Museums, stories and things.
Hi there!
No, wait. If I’m going to be the resident Australian here at the ROM for the next month I suppose I should ham it up some.
Let me try again.
G’day! I’m Maxine and I’ll be taking over part of the ROMs airwaves for the next few weeks writing as the Digital Communications intern. I’m from Sydney and am employed as a Project Coordinator in Research and Collections at the Australian Museum which I love. I’m also a Master of Museum Studies (Yes, that’s a thing) student at the University of Sydney and I’m at the ROM for a month as part of that degree. Each day I’ll be writing about what I discover about the Museum from inside it. Over the next four weeks you’ll get a unique look at this great Museum, its exhibitions, people, research and objects, from one who is usually very much outside of it.
I’m fascinated by museums. They’re wonderfully complicated and vibrant places to work. They’re warren-like and rarefied and like all interesting places, a lot of the great bits are hidden from view or hard to find. For me, the collections of museums are their backbone. The objects in these collections are more than dusty old bits of the past, they are mysterious, history-laden and continuously changing “things.”
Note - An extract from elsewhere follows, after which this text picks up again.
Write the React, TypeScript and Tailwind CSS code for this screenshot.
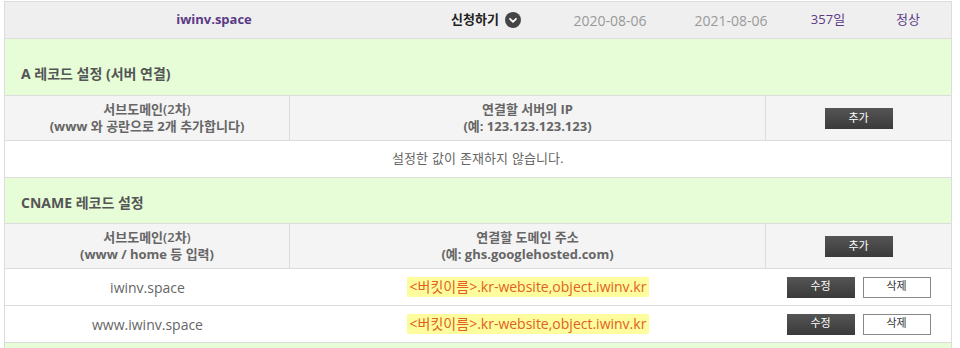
import React from "react";

const latin = "font-['Open_Sans','Noto_Sans_CJK_KR',sans-serif]";
const gothic = "font-['DejaVu_Sans','Noto_Sans_CJK_KR',sans-serif]";

function Chevron() {
  return (
    <svg width="16" height="16" viewBox="0 0 16 16" className="ml-1.5">
      <circle cx="8" cy="8" r="8" fill="#454545" />
      <path d="M5 6.8 L8 9.8 L11 6.8" fill="none" stroke="#fff" strokeWidth="1.8" strokeLinecap="round" strokeLinejoin="round" />
    </svg>
  );
}

function DarkButton({ label }: { label: string }) {
  return (
    <button className={`${gothic} h-[21px] w-[68px] bg-gradient-to-b from-[#555] to-[#3a3a3a] text-[11px] font-normal text-white`}>
      {label}
    </button>
  );
}

function SectionTitle({ title, tall }: { title: string; tall?: boolean }) {
  return (
    <div className={`border-b border-[#dcdcdc] bg-[#e6fdd8] px-4 ${tall ? "pt-[25px] pb-[11px]" : "pt-[15px] pb-[10px]"}`}>
      <h3 className="text-[14px] leading-5 font-bold text-[#555]">{title}</h3>
    </div>
  );
}

function HeaderRow({ left, leftSub, mid, midSub }: { left: string; leftSub: string; mid: string; midSub: string }) {
  return (
    <div className="grid h-[45px] grid-cols-[285px_476px_1fr] border-b border-[#dcdcdc] bg-[#f4f4f4] text-[13px] leading-[17px] font-bold text-[#666]">
      <div className="flex flex-col items-center justify-center border-r border-[#dcdcdc]">
        <span className="font-semibold">{left}</span>
        <span>{leftSub}</span>
      </div>
      <div className="flex flex-col items-center justify-center border-r border-[#dcdcdc]">
        <span>{mid}</span>
        <span>{midSub}</span>
      </div>
      <div className="flex items-center justify-center">
        <DarkButton label="추가" />
      </div>
    </div>
  );
}

function RecordRow({ host, target }: { host: string; target: string }) {
  return (
    <div className="grid h-[37px] grid-cols-[285px_476px_1fr] border-b border-[#dcdcdc] bg-white text-[14px] text-[#666]">
      <div className="flex items-center justify-center">{host}</div>
      <div className="flex items-center justify-center">
        <span className="bg-[#fdfd9e] px-[3px] leading-5 text-[#e2601f]">{target}</span>
      </div>
      <div className="flex items-center justify-center gap-2">
        <DarkButton label="수정" />
        <button className={`${gothic} h-[21px] w-[68px] border border-[#888] bg-white text-[11px] text-[#333]`}>삭제</button>
      </div>
    </div>
  );
}

export default function App() {
  return (
    <div className={`${latin} h-[348px] overflow-hidden bg-white pt-px pr-2 pl-1`}>
      <div className="border-x border-t border-[#dcdcdc]">
        {/* domain summary */}
        <div className="grid h-[37px] grid-cols-[418px_126px_122px_120px_74px_1fr] items-center border-b border-[#dcdcdc] bg-[#efefef] text-[13px]">
          <div className="text-center font-bold text-[#5b3b86]">iwinv.space</div>
          <div className="flex items-center justify-center font-bold text-[#222]">
            신청하기
            <Chevron />
          </div>
          <div className="text-center text-[14px] text-[#999]">2020-08-06</div>
          <div className="text-center text-[14px] text-[#999]">2021-08-06</div>
          <div className="text-center text-[#5b3b86]">357일</div>
          <div className="text-center text-[#5b3b86]">정상</div>
        </div>

        {/* A record */}
        <SectionTitle title="A 레코드 설정 (서버 연결)" tall />
        <HeaderRow left="서브도메인(2차)" leftSub="(www 와 공란으로 2개 추가합니다)" mid="연결할 서버의 IP" midSub="(예: 123.123.123.123)" />
        <div className={`${gothic} flex h-[37px] items-center justify-center border-b border-[#dcdcdc] bg-white text-[13px] text-[#666]`}>
          설정한 값이 존재하지 않습니다.
        </div>

        {/* CNAME record */}
        <SectionTitle title="CNAME 레코드 설정" />
        <HeaderRow left="서브도메인(2차)" leftSub="(www / home 등 입력)" mid="연결할 도메인 주소" midSub="(예: ghs.googlehosted.com)" />
        <RecordRow host="iwinv.space" target="<버킷이름>.kr-website,object.iwinv.kr" />
        <RecordRow host="www.iwinv.space" target="<버킷이름>.kr-website,object.iwinv.kr" />

        <div className="h-10 bg-[#e6fdd8]" />
      </div>
    </div>
  );
}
Let me explain what I mean. A couple of years ago I worked at a small gallery in Kings Cross in Sydney. Though I’d always been captivated by objects and our relationships with and to them it wasn’t until this time that I really got to experience how important and fulfilling our relationship to ”things” can be. I worked on an exhibition of photographs, mostly of indigenous people, taken in the early 20th century. One of the photographs in the exhibition showed a family on a horse and cart and the curator had managed to locate and contact the descendants of this family. They came across country to attend the exhibition opening. It was a truly moving experience to just be in the room with these people as they stood in this room with this object, a photograph that suddenly took on so much personal history and meaning.
It was not my moment and their story is not mine to tell, but it really revealed to me in a very simple and poignant way how much physical “things” are so integral to how we express our lives. We are connected to them, they reflect us and we reflect them. It seems obvious but it’s easy for us to forget these “things” as we go about the daily business of being alive. Who among us stops to think about the design, manufacturing and philosophical history embodied in a dress? Or even how the birds we watch in the park or at our shores might be able to tell us something about the effects of climate change? It’s museums like this one, by collecting, researching and exhibiting these “things,” that set them outside of our day-to-day and make it possible for us to really look at them. In doing this, we can see the story and deepen our experiences of our lives as part of that long and complex chronicle of history and nature.
I’m really looking forward to having the chance to get deep inside the belly of the ROM to meet some of these “things” that tell us who and how we were a long time ago, who and how we are now and who and how we are in sync with our environment and the planet itself.